Description of the task: Below is a listing to write out in full, exactly as given, without its pictures.

Information supplied:
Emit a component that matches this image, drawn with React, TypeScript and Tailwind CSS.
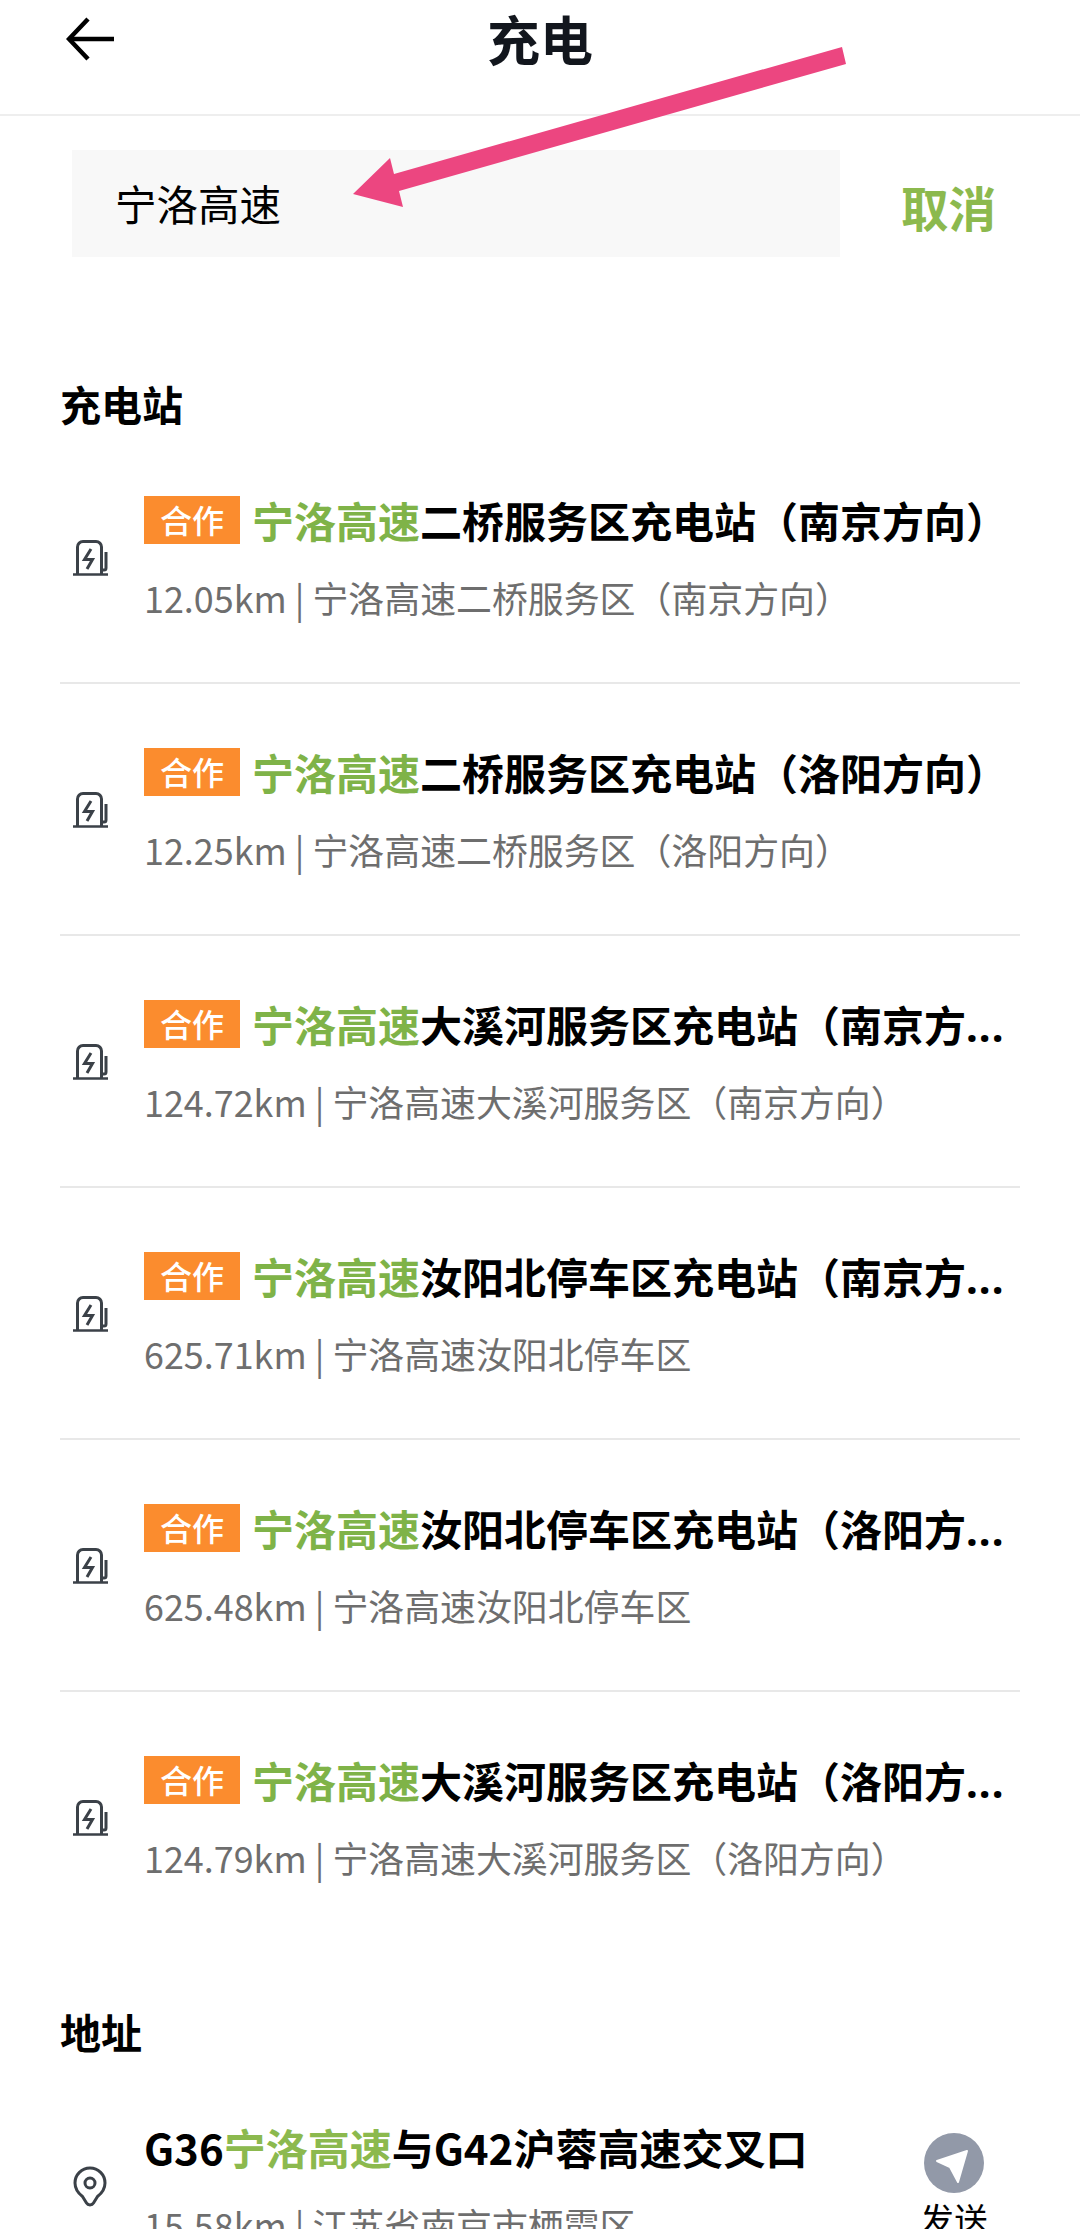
const font = { fontFamily: '"Noto Sans CJK SC", sans-serif' };

type Item = { name: string; more?: boolean; sub: string };

const items: Item[] = [
  { name: "二桥服务区充电站（南京方向）", sub: "12.05km | 宁洛高速二桥服务区（南京方向）" },
  { name: "二桥服务区充电站（洛阳方向）", sub: "12.25km | 宁洛高速二桥服务区（洛阳方向）" },
  { name: "大溪河服务区充电站（南京方", more: true, sub: "124.72km | 宁洛高速大溪河服务区（南京方向）" },
  { name: "汝阳北停车区充电站（南京方", more: true, sub: "625.71km | 宁洛高速汝阳北停车区" },
  { name: "汝阳北停车区充电站（洛阳方", more: true, sub: "625.48km | 宁洛高速汝阳北停车区" },
  { name: "大溪河服务区充电站（洛阳方", more: true, sub: "124.79km | 宁洛高速大溪河服务区（洛阳方向）" },
];

function ChargerIcon() {
  return (
    <svg width="36" height="36" viewBox="0 0 36 36" fill="none" stroke="#3b4148" strokeWidth="3" className="shrink-0">
      <path d="M4.500 34V7a5.500 5.500 0 0 1 5.500-5.500h13A5.500 5.500 0 0 1 28.500 7v27" />
      <path d="M0 34.500h35" strokeWidth="2.600" />
      <path d="M33 12v16q0 2-2 2h-2.500" />
      <path d="M18 9l-6.500 10.500h8L14 29" strokeLinejoin="miter" />
    </svg>
  );
}

function Row({ item, last }: { item: Item; last: boolean }) {
  return (
    <div className={`h-[252px] pt-[61px] flex items-start ${last ? "" : "border-b-2 border-[#e8e8e8]"}`}>
      <div className="w-[84px] pl-[13px] pt-[47px] shrink-0">
        <ChargerIcon />
      </div>
      <div className="flex-1 min-w-0">
        <div className="flex items-start h-[60px]">
          <span className="w-[96px] h-[48px] mt-[3px] shrink-0 bg-[#fb8c2e] text-white text-[32px] leading-[46px] font-medium text-center">合作</span>
          <div className="ml-[12px] whitespace-nowrap text-[42px] leading-[54px] font-bold text-black">
            <span className="text-[#7fb348]">宁洛高速</span>
            {item.name}
            {item.more ? <span className="font-['Noto_Sans'] tracking-[1px]">...</span> : null}
          </div>
        </div>
        <div className="mt-[19px] text-[35.900px] leading-[50px] text-[#6e6e6e] whitespace-nowrap">{item.sub}</div>
      </div>
    </div>
  );
}

export default function App() {
  return (
    <div className="relative w-[1080px] h-[2229px] overflow-hidden bg-white" style={font}>
      <header className="h-[116px] border-b-2 border-[#eeeeee] relative">
        <div className="flex items-start h-full">
          <svg width="50" height="44" viewBox="0 0 50 44" fill="none" stroke="#000" strokeWidth="4.500" className="ml-[66px] mt-[17px] shrink-0">
            <path d="M22 2 3 22l19 20" />
            <path d="M3 22h45" />
          </svg>
          <div className="flex-1 text-center text-[53px] leading-[77px] font-bold text-[#12161d] pr-[116px]">充电</div>
        </div>
      </header>

      <div className="flex items-center mt-[34px] pl-[72px]">
        <div className="w-[768px] h-[107px] bg-[#f8f8f8] pl-[43px] flex items-center text-[41.500px] text-black">宁洛高速</div>
        <div className="ml-[61px] mt-[6px] text-[47.500px] font-bold text-[#8cb94e]">取消</div>
      </div>

      <main className="px-[60px]">
        <h2 className="mt-[129px] h-[46px] text-[41px] leading-[34px] font-bold text-black">充电站</h2>
        {items.map((it, i) => (
          <Row key={i} item={it} last={i === items.length - 1} />
        ))}

        <h2 className="mt-[67px] h-[46px] text-[41px] leading-[40px] font-bold text-black">地址</h2>
        <div className="flex items-start pt-[63px]">
          <div className="w-[84px] pl-[13px] pt-[46px] shrink-0">
            <svg width="34" height="42" viewBox="0 0 34 42" fill="none" stroke="#3b4148" strokeWidth="3">
              <path d="M17 2a15 15 0 0 1 15 15c0 6-3 10-7.500 13.500l-4 6.500c-1.500 2.500-5.500 2.500-7 0l-4-6.500C5 27 2 23 2 17A15 15 0 0 1 17 2z" />
              <circle cx="17" cy="17" r="5" />
            </svg>
          </div>
          <div className="flex-1 min-w-0">
            <div className="h-[60px] text-[42px] leading-[54px] font-bold text-black whitespace-nowrap">
              G36<span className="text-[#8cb94e]">宁洛高速</span>与G42沪蓉高速交叉口
            </div>
            <div className="mt-[19px] text-[35.900px] leading-[50px] text-[#6e6e6e] whitespace-nowrap">15.58km | 江苏省南京市栖霞区</div>
          </div>
          <div className="w-[90px] flex flex-col items-center shrink-0 mt-[13px] mr-[21px]">
            <div className="w-[60px] h-[60px] rounded-full bg-[#9299a8]">
              <svg width="60" height="60" viewBox="0 0 60 60" fill="#fff" stroke="#fff" strokeWidth="2" strokeLinejoin="round">
                <path d="M43 18 13 28l13 6 8 15z" />
              </svg>
            </div>
            <div className="mt-[4px] text-[34px] leading-[44px] text-black whitespace-nowrap">发送</div>
          </div>
        </div>
      </main>

      <svg width="1080" height="240" viewBox="0 0 1080 240" className="absolute left-0 top-0 pointer-events-none">
        <path d="M842 47 846 64 399 191 403 207 353 194 390 158 394 174z" fill="#ec4680" />
      </svg>
    </div>
  );
}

Answer to the problem:
Emit a component that matches this image, drawn with React, TypeScript and Tailwind CSS.
const font = { fontFamily: '"Noto Sans CJK SC", sans-serif' };

type Item = { name: string; more?: boolean; sub: string };

const items: Item[] = [
  { name: "二桥服务区充电站（南京方向）", sub: "12.05km | 宁洛高速二桥服务区（南京方向）" },
  { name: "二桥服务区充电站（洛阳方向）", sub: "12.25km | 宁洛高速二桥服务区（洛阳方向）" },
  { name: "大溪河服务区充电站（南京方", more: true, sub: "124.72km | 宁洛高速大溪河服务区（南京方向）" },
  { name: "汝阳北停车区充电站（南京方", more: true, sub: "625.71km | 宁洛高速汝阳北停车区" },
  { name: "汝阳北停车区充电站（洛阳方", more: true, sub: "625.48km | 宁洛高速汝阳北停车区" },
  { name: "大溪河服务区充电站（洛阳方", more: true, sub: "124.79km | 宁洛高速大溪河服务区（洛阳方向）" },
];

function ChargerIcon() {
  return (
    <svg width="36" height="36" viewBox="0 0 36 36" fill="none" stroke="#3b4148" strokeWidth="3" className="shrink-0">
      <path d="M4.500 34V7a5.500 5.500 0 0 1 5.500-5.500h13A5.500 5.500 0 0 1 28.500 7v27" />
      <path d="M0 34.500h35" strokeWidth="2.600" />
      <path d="M33 12v16q0 2-2 2h-2.500" />
      <path d="M18 9l-6.500 10.500h8L14 29" strokeLinejoin="miter" />
    </svg>
  );
}

function Row({ item, last }: { item: Item; last: boolean }) {
  return (
    <div className={`h-[252px] pt-[61px] flex items-start ${last ? "" : "border-b-2 border-[#e8e8e8]"}`}>
      <div className="w-[84px] pl-[13px] pt-[47px] shrink-0">
        <ChargerIcon />
      </div>
      <div className="flex-1 min-w-0">
        <div className="flex items-start h-[60px]">
          <span className="w-[96px] h-[48px] mt-[3px] shrink-0 bg-[#fb8c2e] text-white text-[32px] leading-[46px] font-medium text-center">合作</span>
          <div className="ml-[12px] whitespace-nowrap text-[42px] leading-[54px] font-bold text-black">
            <span className="text-[#7fb348]">宁洛高速</span>
            {item.name}
            {item.more ? <span className="font-['Noto_Sans'] tracking-[1px]">...</span> : null}
          </div>
        </div>
        <div className="mt-[19px] text-[35.900px] leading-[50px] text-[#6e6e6e] whitespace-nowrap">{item.sub}</div>
      </div>
    </div>
  );
}

export default function App() {
  return (
    <div className="relative w-[1080px] h-[2229px] overflow-hidden bg-white" style={font}>
      <header className="h-[116px] border-b-2 border-[#eeeeee] relative">
        <div className="flex items-start h-full">
          <svg width="50" height="44" viewBox="0 0 50 44" fill="none" stroke="#000" strokeWidth="4.500" className="ml-[66px] mt-[17px] shrink-0">
            <path d="M22 2 3 22l19 20" />
            <path d="M3 22h45" />
          </svg>
          <div className="flex-1 text-center text-[53px] leading-[77px] font-bold text-[#12161d] pr-[116px]">充电</div>
        </div>
      </header>

      <div className="flex items-center mt-[34px] pl-[72px]">
        <div className="w-[768px] h-[107px] bg-[#f8f8f8] pl-[43px] flex items-center text-[41.500px] text-black">宁洛高速</div>
        <div className="ml-[61px] mt-[6px] text-[47.500px] font-bold text-[#8cb94e]">取消</div>
      </div>

      <main className="px-[60px]">
        <h2 className="mt-[129px] h-[46px] text-[41px] leading-[34px] font-bold text-black">充电站</h2>
        {items.map((it, i) => (
          <Row key={i} item={it} last={i === items.length - 1} />
        ))}

        <h2 className="mt-[67px] h-[46px] text-[41px] leading-[40px] font-bold text-black">地址</h2>
        <div className="flex items-start pt-[63px]">
          <div className="w-[84px] pl-[13px] pt-[46px] shrink-0">
            <svg width="34" height="42" viewBox="0 0 34 42" fill="none" stroke="#3b4148" strokeWidth="3">
              <path d="M17 2a15 15 0 0 1 15 15c0 6-3 10-7.500 13.500l-4 6.500c-1.500 2.500-5.500 2.500-7 0l-4-6.500C5 27 2 23 2 17A15 15 0 0 1 17 2z" />
              <circle cx="17" cy="17" r="5" />
            </svg>
          </div>
          <div className="flex-1 min-w-0">
            <div className="h-[60px] text-[42px] leading-[54px] font-bold text-black whitespace-nowrap">
              G36<span className="text-[#8cb94e]">宁洛高速</span>与G42沪蓉高速交叉口
            </div>
            <div className="mt-[19px] text-[35.900px] leading-[50px] text-[#6e6e6e] whitespace-nowrap">15.58km | 江苏省南京市栖霞区</div>
          </div>
          <div className="w-[90px] flex flex-col items-center shrink-0 mt-[13px] mr-[21px]">
            <div className="w-[60px] h-[60px] rounded-full bg-[#9299a8]">
              <svg width="60" height="60" viewBox="0 0 60 60" fill="#fff" stroke="#fff" strokeWidth="2" strokeLinejoin="round">
                <path d="M43 18 13 28l13 6 8 15z" />
              </svg>
            </div>
            <div className="mt-[4px] text-[34px] leading-[44px] text-black whitespace-nowrap">发送</div>
          </div>
        </div>
      </main>

      <svg width="1080" height="240" viewBox="0 0 1080 240" className="absolute left-0 top-0 pointer-events-none">
        <path d="M842 47 846 64 399 191 403 207 353 194 390 158 394 174z" fill="#ec4680" />
      </svg>
    </div>
  );
}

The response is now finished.